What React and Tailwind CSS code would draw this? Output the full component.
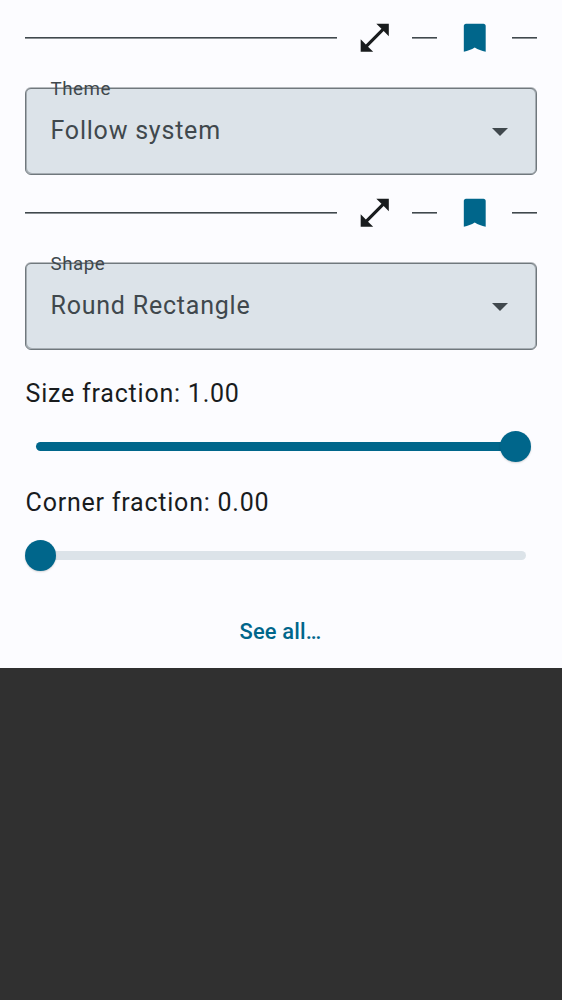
function Line({ className }) {
  return (
    <div className={className}>
      <div className="h-px bg-[#40484d]" />
      <div className="h-px bg-[#40484d]/60" />
    </div>
  );
}

function Toolbar() {
  return (
    <div className="flex h-[75px] items-center gap-[12px] px-[25px]">
      <Line className="mt-[1px] flex-1" />
      <button className="flex h-[50px] w-[51px] items-center justify-center">
        <svg viewBox="0 0 24 24" className="h-[37.5px] w-[37.5px] shrink-0 fill-[#191c1e]">
          <path d="M21 11V3h-8l3.29 3.29-10 10L3 13v8h8l-3.29-3.29 10-10z" />
        </svg>
      </button>
      <Line className="mt-[1px] w-[25px]" />
      <button className="flex h-[50px] w-[51px] items-center justify-center">
        <svg viewBox="0 0 24 24" className="h-[37.5px] w-[37.5px] shrink-0 fill-[#00668b]">
          <path d="M17.6 3H6.4c-.8 0-1.4.6-1.4 1.4V21c2.6-.5 4.9-1.4 7-2.7 2.1 1.3 4.4 2.2 7 2.7V4.4c0-.8-.6-1.4-1.4-1.4z" />
        </svg>
      </button>
      <Line className="mt-[1px] w-[25px]" />
    </div>
  );
}

function Field({ label, value }) {
  return (
    <div className="flex h-[100px] flex-col px-[25px] pt-[13px]">
      <div className="relative flex h-[87px] items-center justify-between rounded-[6px] border border-[#70787d] bg-[#dce3e9] pr-[28.5px] pl-[24.5px] text-[#40484d] shadow-[0_-1px_0_0_#70787d80,inset_1px_-1px_0_0_#70787d80,inset_-1px_0_0_0_#70787d80]">
        <span className="absolute top-[-12px] left-[24.5px] text-[18.75px] leading-[25px] tracking-[0.5px]">{label}</span>
        <span className="pb-[3px] text-[25px] leading-[37px] tracking-[0.78px]">{value}</span>
        <svg viewBox="0 0 16 8" className="mt-[1px] h-[8px] w-[16px] fill-[#40484d]">
          <path d="M0 0h16L8 8z" />
        </svg>
      </div>
    </div>
  );
}

function Slider({ label, full }) {
  return (
    <div className="px-[25px]">
      <div className="h-[37px] pl-[0.6px] text-[25px] leading-[37px] tracking-[0.78px] text-[#191c1e]">{label}</div>
      <div className="relative -mt-[2px] mb-[2px] flex h-[72px] items-center px-[11px]">
        <div className={full ? "h-[9px] flex-1 rounded-full bg-[#00668b]" : "h-[9px] flex-1 rounded-full bg-[#dce3e9]"} />
        <div
          className={
            full
              ? "absolute right-[6px] h-[31px] w-[31px] rounded-full bg-[#00668b] shadow-[0_1px_2px_rgba(0,0,0,0.16)]"
              : "absolute left-0 h-[31px] w-[31px] rounded-full bg-[#00668b] shadow-[0_1px_2px_rgba(0,0,0,0.16)]"
          }
        />
      </div>
    </div>
  );
}

export default function App() {
  return (
    <div className="flex h-[1000px] w-[562px] flex-col bg-[#303030] font-['Roboto',sans-serif]">
      <div className="h-[668px] bg-[#fcfcff]">
        <Toolbar />
        <Field label="Theme" value="Follow system" />
        <Toolbar />
        <Field label="Shape" value="Round Rectangle" />
        <div className="pt-[25px]">
          <Slider label="Size fraction: 1.00" full />
          <Slider label="Corner fraction: 0.00" />
        </div>
        <div className="flex h-[78px] items-center justify-center pr-[1px] text-[21.9px] font-medium tracking-[0.16px] text-[#00668b]">
          See all…
        </div>
      </div>
    </div>
  );
}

Problem> Copy the whole listing above word for word but do not carry over the pictures.

Response to the task>
What React and Tailwind CSS code would draw this? Output the full component.
function Line({ className }) {
  return (
    <div className={className}>
      <div className="h-px bg-[#40484d]" />
      <div className="h-px bg-[#40484d]/60" />
    </div>
  );
}

function Toolbar() {
  return (
    <div className="flex h-[75px] items-center gap-[12px] px-[25px]">
      <Line className="mt-[1px] flex-1" />
      <button className="flex h-[50px] w-[51px] items-center justify-center">
        <svg viewBox="0 0 24 24" className="h-[37.5px] w-[37.5px] shrink-0 fill-[#191c1e]">
          <path d="M21 11V3h-8l3.29 3.29-10 10L3 13v8h8l-3.29-3.29 10-10z" />
        </svg>
      </button>
      <Line className="mt-[1px] w-[25px]" />
      <button className="flex h-[50px] w-[51px] items-center justify-center">
        <svg viewBox="0 0 24 24" className="h-[37.5px] w-[37.5px] shrink-0 fill-[#00668b]">
          <path d="M17.6 3H6.4c-.8 0-1.4.6-1.4 1.4V21c2.6-.5 4.9-1.4 7-2.7 2.1 1.3 4.4 2.2 7 2.7V4.4c0-.8-.6-1.4-1.4-1.4z" />
        </svg>
      </button>
      <Line className="mt-[1px] w-[25px]" />
    </div>
  );
}

function Field({ label, value }) {
  return (
    <div className="flex h-[100px] flex-col px-[25px] pt-[13px]">
      <div className="relative flex h-[87px] items-center justify-between rounded-[6px] border border-[#70787d] bg-[#dce3e9] pr-[28.5px] pl-[24.5px] text-[#40484d] shadow-[0_-1px_0_0_#70787d80,inset_1px_-1px_0_0_#70787d80,inset_-1px_0_0_0_#70787d80]">
        <span className="absolute top-[-12px] left-[24.5px] text-[18.75px] leading-[25px] tracking-[0.5px]">{label}</span>
        <span className="pb-[3px] text-[25px] leading-[37px] tracking-[0.78px]">{value}</span>
        <svg viewBox="0 0 16 8" className="mt-[1px] h-[8px] w-[16px] fill-[#40484d]">
          <path d="M0 0h16L8 8z" />
        </svg>
      </div>
    </div>
  );
}

function Slider({ label, full }) {
  return (
    <div className="px-[25px]">
      <div className="h-[37px] pl-[0.6px] text-[25px] leading-[37px] tracking-[0.78px] text-[#191c1e]">{label}</div>
      <div className="relative -mt-[2px] mb-[2px] flex h-[72px] items-center px-[11px]">
        <div className={full ? "h-[9px] flex-1 rounded-full bg-[#00668b]" : "h-[9px] flex-1 rounded-full bg-[#dce3e9]"} />
        <div
          className={
            full
              ? "absolute right-[6px] h-[31px] w-[31px] rounded-full bg-[#00668b] shadow-[0_1px_2px_rgba(0,0,0,0.16)]"
              : "absolute left-0 h-[31px] w-[31px] rounded-full bg-[#00668b] shadow-[0_1px_2px_rgba(0,0,0,0.16)]"
          }
        />
      </div>
    </div>
  );
}

export default function App() {
  return (
    <div className="flex h-[1000px] w-[562px] flex-col bg-[#303030] font-['Roboto',sans-serif]">
      <div className="h-[668px] bg-[#fcfcff]">
        <Toolbar />
        <Field label="Theme" value="Follow system" />
        <Toolbar />
        <Field label="Shape" value="Round Rectangle" />
        <div className="pt-[25px]">
          <Slider label="Size fraction: 1.00" full />
          <Slider label="Corner fraction: 0.00" />
        </div>
        <div className="flex h-[78px] items-center justify-center pr-[1px] text-[21.9px] font-medium tracking-[0.16px] text-[#00668b]">
          See all…
        </div>
      </div>
    </div>
  );
}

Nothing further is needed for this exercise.